Novel Ideas to Tackle a Seaside Resort's Challenges

Published Aug-21-16

Citizens in the UK propose bold and creative ways for a city council to save money.

Brighton and Hove City Council, United Kingdom

The Story:

Novel Ideas to Tackle a Seaside Resort's Challenges Through open innovation projects, citizens can make a big difference to their towns, cities, villages and neighborhoods.

Governments tap into a citizenry's collective intelligence to tackle problems that may be too big for them to solve on their own. This gives members of the public a greater say in what goes on in their countries. At a more local level, crowd initiatives provide people with a forum to put forward ideas to improve their communities.

The City Innovation Challenge

Faced by funding cuts for local services, the leader of Brighton and Hove City Council, Counsellor Warren Morgan asked residents for innovative ideas on how the council could bring in new revenue to fund services as well as invest in the city and its communities.

Between 2016 and 2019, the council has to make £68 million (approximately USD $87 million) of savings. That's a big whole in Brighton and Hove's finances.

The open innovation initiative was split into five categories according to who was submitting the ideas. The categories were: individuals, young people, council staff, businesses and the community and voluntary sector.

More than 150 ideas were submitted and judged by a panel that included the leader and chief executive of Brighton and Hove City Council. Ideas were assessed for their practicality, the impact they could make and whether they were an innovative concept not currently a part of the council’s plans.

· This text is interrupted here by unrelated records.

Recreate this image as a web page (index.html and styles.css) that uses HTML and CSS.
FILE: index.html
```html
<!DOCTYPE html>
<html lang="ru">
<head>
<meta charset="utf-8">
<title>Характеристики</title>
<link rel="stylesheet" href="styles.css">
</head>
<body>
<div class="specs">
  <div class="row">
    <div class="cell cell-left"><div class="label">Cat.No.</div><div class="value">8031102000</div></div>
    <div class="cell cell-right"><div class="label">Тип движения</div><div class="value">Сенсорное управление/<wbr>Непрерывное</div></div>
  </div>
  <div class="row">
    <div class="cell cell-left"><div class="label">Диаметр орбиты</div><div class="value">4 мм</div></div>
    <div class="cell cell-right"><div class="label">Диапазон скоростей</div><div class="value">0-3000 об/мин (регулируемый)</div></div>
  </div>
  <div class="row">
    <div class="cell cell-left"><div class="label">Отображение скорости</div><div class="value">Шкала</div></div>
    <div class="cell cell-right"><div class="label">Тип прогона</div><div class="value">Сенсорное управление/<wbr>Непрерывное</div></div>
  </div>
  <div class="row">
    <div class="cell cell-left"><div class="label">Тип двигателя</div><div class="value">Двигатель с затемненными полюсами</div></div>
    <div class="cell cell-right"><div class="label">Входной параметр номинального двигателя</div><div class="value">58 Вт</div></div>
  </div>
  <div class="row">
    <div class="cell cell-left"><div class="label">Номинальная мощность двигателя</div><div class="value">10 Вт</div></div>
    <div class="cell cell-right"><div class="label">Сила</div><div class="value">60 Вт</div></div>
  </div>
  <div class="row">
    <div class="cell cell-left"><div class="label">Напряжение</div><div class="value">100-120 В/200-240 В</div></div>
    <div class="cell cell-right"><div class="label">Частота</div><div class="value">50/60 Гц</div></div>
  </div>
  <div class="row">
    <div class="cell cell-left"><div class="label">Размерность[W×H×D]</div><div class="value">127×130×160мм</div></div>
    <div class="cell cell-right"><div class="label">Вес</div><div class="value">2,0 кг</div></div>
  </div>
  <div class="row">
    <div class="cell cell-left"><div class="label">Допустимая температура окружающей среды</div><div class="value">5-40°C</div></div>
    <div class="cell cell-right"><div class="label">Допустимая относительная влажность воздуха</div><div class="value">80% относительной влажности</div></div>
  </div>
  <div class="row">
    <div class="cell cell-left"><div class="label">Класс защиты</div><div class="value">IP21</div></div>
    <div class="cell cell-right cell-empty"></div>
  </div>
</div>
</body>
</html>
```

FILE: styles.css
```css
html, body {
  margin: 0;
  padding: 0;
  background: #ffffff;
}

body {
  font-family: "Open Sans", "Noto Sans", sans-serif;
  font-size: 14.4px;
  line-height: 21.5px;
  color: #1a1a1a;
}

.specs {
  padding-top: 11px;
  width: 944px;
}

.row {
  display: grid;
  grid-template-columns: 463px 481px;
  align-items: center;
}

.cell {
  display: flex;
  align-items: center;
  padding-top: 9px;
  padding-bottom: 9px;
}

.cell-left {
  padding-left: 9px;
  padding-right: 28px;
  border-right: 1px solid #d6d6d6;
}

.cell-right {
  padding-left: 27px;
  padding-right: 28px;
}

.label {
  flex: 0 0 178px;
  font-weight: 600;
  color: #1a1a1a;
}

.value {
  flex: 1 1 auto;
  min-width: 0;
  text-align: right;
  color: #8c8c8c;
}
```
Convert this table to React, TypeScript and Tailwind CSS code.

"The City Innovation Challenge was in itself an innovative and new approach to harnessing the talent and imagination in Brighton and Hove, aiming to bring together the best minds in the city to tackle the immense challenges and opportunities we face," said Counsellor Morgan.

And the winners were…

The young person award went to Josh White, 16 for an idea to create an online platform for young people in the city to share ideas and promote events.

The winner of the individual category was Vic Stevens for an idea for awards to recognise responsible HMO (Houses in Multiple Occupation) landlords.

The community and voluntary sector award was given to Rhian White, the founder of a Facebook group called Dogwatch that campaigns against cuts to the council’s animal welfare team and plans to help the council with its animal welfare work.

The council staff award was presented to Peter Huntbach, the older people's housing manager. He suggested a 'give' button for the council’s website, allowing residents to donate money, time and/or resources.

Emily O'Brien was the winner of the business award for an idea that would see libraries and community spaces used as new market places.

Each winner received a check for $1,000.

The Future

At the time of the awards ceremony in April 2016, there was no official word on whether the winning concepts would be adopted by the council. But previously, the local authority stated that it may use any of the ideas submitted to the contest, and it urged residents to keep on innovating.